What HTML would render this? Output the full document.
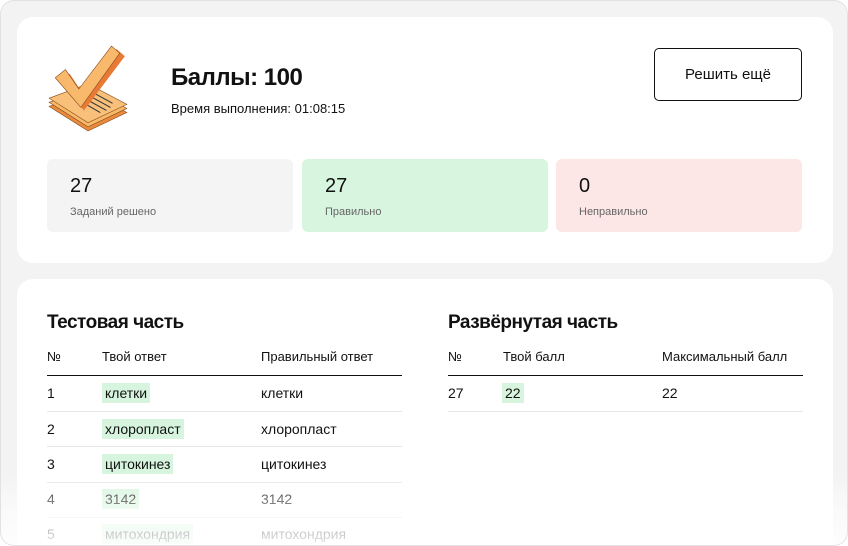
<!DOCTYPE html>
<html><head><meta charset="utf-8">
<style>
*{box-sizing:border-box;margin:0;padding:0}
body{width:848px;height:546px;overflow:hidden;background:#fff;font-family:"Liberation Sans",sans-serif;color:#111}
.frame{position:absolute;left:0;top:0;width:848px;height:546px;background:#f3f3f3;border:1px solid #e2e2e2;border-radius:14px;overflow:hidden}
.card{position:absolute;background:#fff;border-radius:16px}
.c1{left:16px;top:16px;width:816px;height:246px}
.c2{left:16px;top:278px;width:816px;height:280px}
.t{position:absolute;white-space:nowrap}
.btn{position:absolute;left:637px;top:31px;width:148px;height:53px;border:1px solid #111;border-radius:5px;font-size:15px;display:flex;align-items:center;justify-content:center}
.stat{position:absolute;top:142px;width:246px;height:73px;border-radius:6px}
.stat .n{position:absolute;left:23px;top:16px;font-size:20px}
.stat .l{position:absolute;left:23px;top:47px;font-size:11px;color:#666}
.line{position:absolute;height:1px;background:#e6e6e6}
.hl{background:#d7f5de;padding:2px 3px;margin-left:-3px}
.r{font-size:14px}
.h{font-weight:bold;letter-spacing:-0.5px}
.fade{position:absolute;left:0;top:470px;width:848px;height:76px;background:linear-gradient(rgba(255,255,255,0),rgba(255,255,255,.55) 50%,rgba(255,255,255,.9))}
</style></head><body>
<div class="frame">
<div class="card c1">
<svg style="position:absolute;left:30px;top:28px" width="82" height="88" viewBox="0 0 80 86">
<polygon points="2,60 40,46 78,66 40,84" fill="#e98b3e" stroke="#8a4a1a" stroke-width=".6"/>
<polygon points="2,56 40,42 78,62 40,80" fill="#f7b96a" stroke="#8a4a1a" stroke-width=".6"/>
<polygon points="2,52 40,38 78,58 40,76" fill="#f8c07a" stroke="#8a4a1a" stroke-width=".6"/>
<g stroke="#333" stroke-width="1"><line x1="44" y1="46" x2="64" y2="57"/><line x1="42" y1="50" x2="62" y2="61"/><line x1="40" y1="54" x2="58" y2="64"/><line x1="38" y1="58" x2="52" y2="66"/></g>
<path d="M14,36 L22,28 L34,46 L68,4 L76,11 L36,64 Z" fill="#e97a35"/>
<path d="M8,32 L18,24 L31,43 L63,1 L71,8 L33,61 Z" fill="#f8b96c" stroke="#8a4a1a" stroke-width=".6"/>
</svg>
<div class="t h" style="left:154px;top:47px;font-size:24px">Баллы: 100</div>
<div class="t" style="left:154px;top:84px;font-size:13px">Время выполнения: 01:08:15</div>
<div class="btn">Решить ещё</div>
<div class="stat" style="left:30px;background:#f4f4f4"><div class="n">27</div><div class="l">Заданий решено</div></div>
<div class="stat" style="left:285px;background:#d8f5df"><div class="n">27</div><div class="l">Правильно</div></div>
<div class="stat" style="left:539px;background:#fde6e6"><div class="n">0</div><div class="l">Неправильно</div></div>
</div>
<div class="card c2">
<div class="t h" style="left:30px;top:33px;font-size:19px">Тестовая часть</div>
<div class="t h" style="left:431px;top:33px;font-size:19px">Развёрнутая часть</div>
<div class="t r" style="left:30px;top:70px;font-size:13px">№</div>
<div class="t r" style="left:85px;top:70px;font-size:13px">Твой ответ</div>
<div class="t r" style="left:244px;top:70px;font-size:13px">Правильный ответ</div>
<div class="line" style="left:30px;top:96px;width:355px;background:#111"></div>
<div class="t r" style="left:431px;top:70px;font-size:13px">№</div>
<div class="t r" style="left:486px;top:70px;font-size:13px">Твой балл</div>
<div class="t r" style="left:645px;top:70px;font-size:13px">Максимальный балл</div>
<div class="line" style="left:431px;top:96px;width:355px;background:#111"></div>
<div class="t r" style="left:30px;top:106px">1</div><div class="t r" style="left:88px;top:106px"><span class="hl">клетки</span></div><div class="t r" style="left:244px;top:106px">клетки</div>
<div class="line" style="left:30px;top:132px;width:355px"></div>
<div class="t r" style="left:30px;top:142px">2</div><div class="t r" style="left:88px;top:142px"><span class="hl">хлоропласт</span></div><div class="t r" style="left:244px;top:142px">хлоропласт</div>
<div class="line" style="left:30px;top:167px;width:355px"></div>
<div class="t r" style="left:30px;top:177px">3</div><div class="t r" style="left:88px;top:177px"><span class="hl">цитокинез</span></div><div class="t r" style="left:244px;top:177px">цитокинез</div>
<div class="line" style="left:30px;top:203px;width:355px"></div>
<div class="t r" style="left:30px;top:212px">4</div><div class="t r" style="left:88px;top:212px"><span class="hl">3142</span></div><div class="t r" style="left:244px;top:212px">3142</div>
<div class="line" style="left:30px;top:238px;width:355px"></div>
<div class="t r" style="left:30px;top:247px">5</div><div class="t r" style="left:88px;top:247px"><span class="hl">митохондрия</span></div><div class="t r" style="left:244px;top:247px">митохондрия</div>
<div class="t r" style="left:431px;top:106px">27</div><div class="t r" style="left:488px;top:106px"><span class="hl">22</span></div><div class="t r" style="left:645px;top:106px">22</div>
<div class="line" style="left:431px;top:132px;width:355px"></div>
</div>
<div class="fade"></div>
</div>
</body></html>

####################

Your goal: Quote the material in full and exactly; do not carry over its pictures.

Complete response:
What HTML would render this? Output the full document.
<!DOCTYPE html>
<html><head><meta charset="utf-8">
<style>
*{box-sizing:border-box;margin:0;padding:0}
body{width:848px;height:546px;overflow:hidden;background:#fff;font-family:"Liberation Sans",sans-serif;color:#111}
.frame{position:absolute;left:0;top:0;width:848px;height:546px;background:#f3f3f3;border:1px solid #e2e2e2;border-radius:14px;overflow:hidden}
.card{position:absolute;background:#fff;border-radius:16px}
.c1{left:16px;top:16px;width:816px;height:246px}
.c2{left:16px;top:278px;width:816px;height:280px}
.t{position:absolute;white-space:nowrap}
.btn{position:absolute;left:637px;top:31px;width:148px;height:53px;border:1px solid #111;border-radius:5px;font-size:15px;display:flex;align-items:center;justify-content:center}
.stat{position:absolute;top:142px;width:246px;height:73px;border-radius:6px}
.stat .n{position:absolute;left:23px;top:16px;font-size:20px}
.stat .l{position:absolute;left:23px;top:47px;font-size:11px;color:#666}
.line{position:absolute;height:1px;background:#e6e6e6}
.hl{background:#d7f5de;padding:2px 3px;margin-left:-3px}
.r{font-size:14px}
.h{font-weight:bold;letter-spacing:-0.5px}
.fade{position:absolute;left:0;top:470px;width:848px;height:76px;background:linear-gradient(rgba(255,255,255,0),rgba(255,255,255,.55) 50%,rgba(255,255,255,.9))}
</style></head><body>
<div class="frame">
<div class="card c1">
<svg style="position:absolute;left:30px;top:28px" width="82" height="88" viewBox="0 0 80 86">
<polygon points="2,60 40,46 78,66 40,84" fill="#e98b3e" stroke="#8a4a1a" stroke-width=".6"/>
<polygon points="2,56 40,42 78,62 40,80" fill="#f7b96a" stroke="#8a4a1a" stroke-width=".6"/>
<polygon points="2,52 40,38 78,58 40,76" fill="#f8c07a" stroke="#8a4a1a" stroke-width=".6"/>
<g stroke="#333" stroke-width="1"><line x1="44" y1="46" x2="64" y2="57"/><line x1="42" y1="50" x2="62" y2="61"/><line x1="40" y1="54" x2="58" y2="64"/><line x1="38" y1="58" x2="52" y2="66"/></g>
<path d="M14,36 L22,28 L34,46 L68,4 L76,11 L36,64 Z" fill="#e97a35"/>
<path d="M8,32 L18,24 L31,43 L63,1 L71,8 L33,61 Z" fill="#f8b96c" stroke="#8a4a1a" stroke-width=".6"/>
</svg>
<div class="t h" style="left:154px;top:47px;font-size:24px">Баллы: 100</div>
<div class="t" style="left:154px;top:84px;font-size:13px">Время выполнения: 01:08:15</div>
<div class="btn">Решить ещё</div>
<div class="stat" style="left:30px;background:#f4f4f4"><div class="n">27</div><div class="l">Заданий решено</div></div>
<div class="stat" style="left:285px;background:#d8f5df"><div class="n">27</div><div class="l">Правильно</div></div>
<div class="stat" style="left:539px;background:#fde6e6"><div class="n">0</div><div class="l">Неправильно</div></div>
</div>
<div class="card c2">
<div class="t h" style="left:30px;top:33px;font-size:19px">Тестовая часть</div>
<div class="t h" style="left:431px;top:33px;font-size:19px">Развёрнутая часть</div>
<div class="t r" style="left:30px;top:70px;font-size:13px">№</div>
<div class="t r" style="left:85px;top:70px;font-size:13px">Твой ответ</div>
<div class="t r" style="left:244px;top:70px;font-size:13px">Правильный ответ</div>
<div class="line" style="left:30px;top:96px;width:355px;background:#111"></div>
<div class="t r" style="left:431px;top:70px;font-size:13px">№</div>
<div class="t r" style="left:486px;top:70px;font-size:13px">Твой балл</div>
<div class="t r" style="left:645px;top:70px;font-size:13px">Максимальный балл</div>
<div class="line" style="left:431px;top:96px;width:355px;background:#111"></div>
<div class="t r" style="left:30px;top:106px">1</div><div class="t r" style="left:88px;top:106px"><span class="hl">клетки</span></div><div class="t r" style="left:244px;top:106px">клетки</div>
<div class="line" style="left:30px;top:132px;width:355px"></div>
<div class="t r" style="left:30px;top:142px">2</div><div class="t r" style="left:88px;top:142px"><span class="hl">хлоропласт</span></div><div class="t r" style="left:244px;top:142px">хлоропласт</div>
<div class="line" style="left:30px;top:167px;width:355px"></div>
<div class="t r" style="left:30px;top:177px">3</div><div class="t r" style="left:88px;top:177px"><span class="hl">цитокинез</span></div><div class="t r" style="left:244px;top:177px">цитокинез</div>
<div class="line" style="left:30px;top:203px;width:355px"></div>
<div class="t r" style="left:30px;top:212px">4</div><div class="t r" style="left:88px;top:212px"><span class="hl">3142</span></div><div class="t r" style="left:244px;top:212px">3142</div>
<div class="line" style="left:30px;top:238px;width:355px"></div>
<div class="t r" style="left:30px;top:247px">5</div><div class="t r" style="left:88px;top:247px"><span class="hl">митохондрия</span></div><div class="t r" style="left:244px;top:247px">митохондрия</div>
<div class="t r" style="left:431px;top:106px">27</div><div class="t r" style="left:488px;top:106px"><span class="hl">22</span></div><div class="t r" style="left:645px;top:106px">22</div>
<div class="line" style="left:431px;top:132px;width:355px"></div>
</div>
<div class="fade"></div>
</div>
</body></html>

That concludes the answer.